DATA EXTRACT ▸
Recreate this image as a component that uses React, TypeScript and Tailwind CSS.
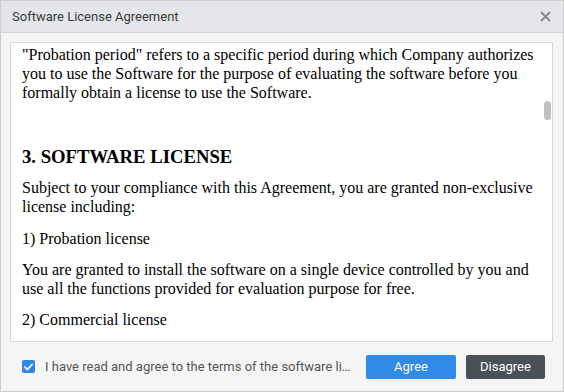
import React from "react";

const sans = "font-['Roboto','Noto_Sans',sans-serif]";

// Check mark for the agreement checkbox
const CheckIcon = () => (
  <svg width="9" height="8" viewBox="0 0 9 8" fill="none">
    <path d="M1 4.2L3.4 6.5L8 1.5" stroke="white" strokeWidth="1.8" strokeLinecap="round" strokeLinejoin="round" />
  </svg>
);

const CloseIcon = () => (
  <svg width="11" height="11" viewBox="0 0 11 11" fill="none">
    <path d="M1 1L10 10M10 1L1 10" stroke="#8a8a8a" strokeWidth="1.8" />
  </svg>
);

export default function App() {
  return (
    <div className="w-[564px] h-[392px] flex flex-col border border-[#cdcdcd] bg-[#f5f5f5] overflow-hidden">
      {/* Title bar */}
      <div className="h-[32px] shrink-0 flex items-center justify-between pl-[11px] pr-[12px] bg-[#e4e6ea] border-b border-[#d4d4d4]">
        <span className={`${sans} text-[13px] text-[#3a3a3a]`}>Software License Agreement</span>
        <CloseIcon />
      </div>

      {/* License text */}
      <div className="relative mt-[9px] ml-[9px] mr-[10px] h-[300px] shrink-0 bg-white border border-[#d9d9d9] overflow-hidden">
        <div className="pl-[11px] pr-[16px] pt-[2px] font-['Liberation_Serif','Times_New_Roman',serif] text-[16px] leading-[19px] text-black">
          <p>
            "Probation period" refers to a specific period during which Company authorizes you to use the Software
            for the purpose of evaluating the software before you formally obtain a license to use the Software.
          </p>
          <h2 className="mt-[44px] text-[18.7px] leading-[22px] font-bold">3. SOFTWARE LICENSE</h2>
          <p className="mt-[10px]">
            Subject to your compliance with this Agreement, you are granted non-exclusive license including:
          </p>
          <p className="mt-[13px]">1) Probation license</p>
          <p className="mt-[12px]">
            You are granted to install the software on a single device controlled by you and use all the functions
            provided for evaluation purpose for free.
          </p>
          <p className="mt-[12px]">2) Commercial license</p>
        </div>
        {/* scrollbar thumb */}
        <div className="absolute left-[533px] top-[58px] w-[7px] h-[19px] rounded-full bg-[#c1c1c1]" />
      </div>

      {/* Footer */}
      <div className="flex-1 flex items-center pl-[21px] pr-[18px]">
        <div className="w-[13px] h-[13px] rounded-[2px] bg-[#2f87e6] flex items-center justify-center shrink-0">
          <CheckIcon />
        </div>
        <span className={`${sans} ml-[10px] w-[312px] truncate text-[13px] text-[#555]`}>
          I have read and agree to the terms of the software license agreement
        </span>
        <button className={`${sans} ml-[9px] w-[90px] h-[24px] rounded-[2px] bg-[#2f8ae8] text-white text-[13px]`}>
          Agree
        </button>
        <button className={`${sans} ml-[10px] w-[79px] h-[24px] rounded-[2px] bg-[#4a5058] text-white text-[13px]`}>
          Disagree
        </button>
      </div>
    </div>
  );
}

PROBLEM TO SOLVE ▸
Quote each line of the listing exactly, but leave the pictures out.

TASK SOLUTION ▸
Recreate this image as a component that uses React, TypeScript and Tailwind CSS.
import React from "react";

const sans = "font-['Roboto','Noto_Sans',sans-serif]";

// Check mark for the agreement checkbox
const CheckIcon = () => (
  <svg width="9" height="8" viewBox="0 0 9 8" fill="none">
    <path d="M1 4.2L3.4 6.5L8 1.5" stroke="white" strokeWidth="1.8" strokeLinecap="round" strokeLinejoin="round" />
  </svg>
);

const CloseIcon = () => (
  <svg width="11" height="11" viewBox="0 0 11 11" fill="none">
    <path d="M1 1L10 10M10 1L1 10" stroke="#8a8a8a" strokeWidth="1.8" />
  </svg>
);

export default function App() {
  return (
    <div className="w-[564px] h-[392px] flex flex-col border border-[#cdcdcd] bg-[#f5f5f5] overflow-hidden">
      {/* Title bar */}
      <div className="h-[32px] shrink-0 flex items-center justify-between pl-[11px] pr-[12px] bg-[#e4e6ea] border-b border-[#d4d4d4]">
        <span className={`${sans} text-[13px] text-[#3a3a3a]`}>Software License Agreement</span>
        <CloseIcon />
      </div>

      {/* License text */}
      <div className="relative mt-[9px] ml-[9px] mr-[10px] h-[300px] shrink-0 bg-white border border-[#d9d9d9] overflow-hidden">
        <div className="pl-[11px] pr-[16px] pt-[2px] font-['Liberation_Serif','Times_New_Roman',serif] text-[16px] leading-[19px] text-black">
          <p>
            "Probation period" refers to a specific period during which Company authorizes you to use the Software
            for the purpose of evaluating the software before you formally obtain a license to use the Software.
          </p>
          <h2 className="mt-[44px] text-[18.7px] leading-[22px] font-bold">3. SOFTWARE LICENSE</h2>
          <p className="mt-[10px]">
            Subject to your compliance with this Agreement, you are granted non-exclusive license including:
          </p>
          <p className="mt-[13px]">1) Probation license</p>
          <p className="mt-[12px]">
            You are granted to install the software on a single device controlled by you and use all the functions
            provided for evaluation purpose for free.
          </p>
          <p className="mt-[12px]">2) Commercial license</p>
        </div>
        {/* scrollbar thumb */}
        <div className="absolute left-[533px] top-[58px] w-[7px] h-[19px] rounded-full bg-[#c1c1c1]" />
      </div>

      {/* Footer */}
      <div className="flex-1 flex items-center pl-[21px] pr-[18px]">
        <div className="w-[13px] h-[13px] rounded-[2px] bg-[#2f87e6] flex items-center justify-center shrink-0">
          <CheckIcon />
        </div>
        <span className={`${sans} ml-[10px] w-[312px] truncate text-[13px] text-[#555]`}>
          I have read and agree to the terms of the software license agreement
        </span>
        <button className={`${sans} ml-[9px] w-[90px] h-[24px] rounded-[2px] bg-[#2f8ae8] text-white text-[13px]`}>
          Agree
        </button>
        <button className={`${sans} ml-[10px] w-[79px] h-[24px] rounded-[2px] bg-[#4a5058] text-white text-[13px]`}>
          Disagree
        </button>
      </div>
    </div>
  );
}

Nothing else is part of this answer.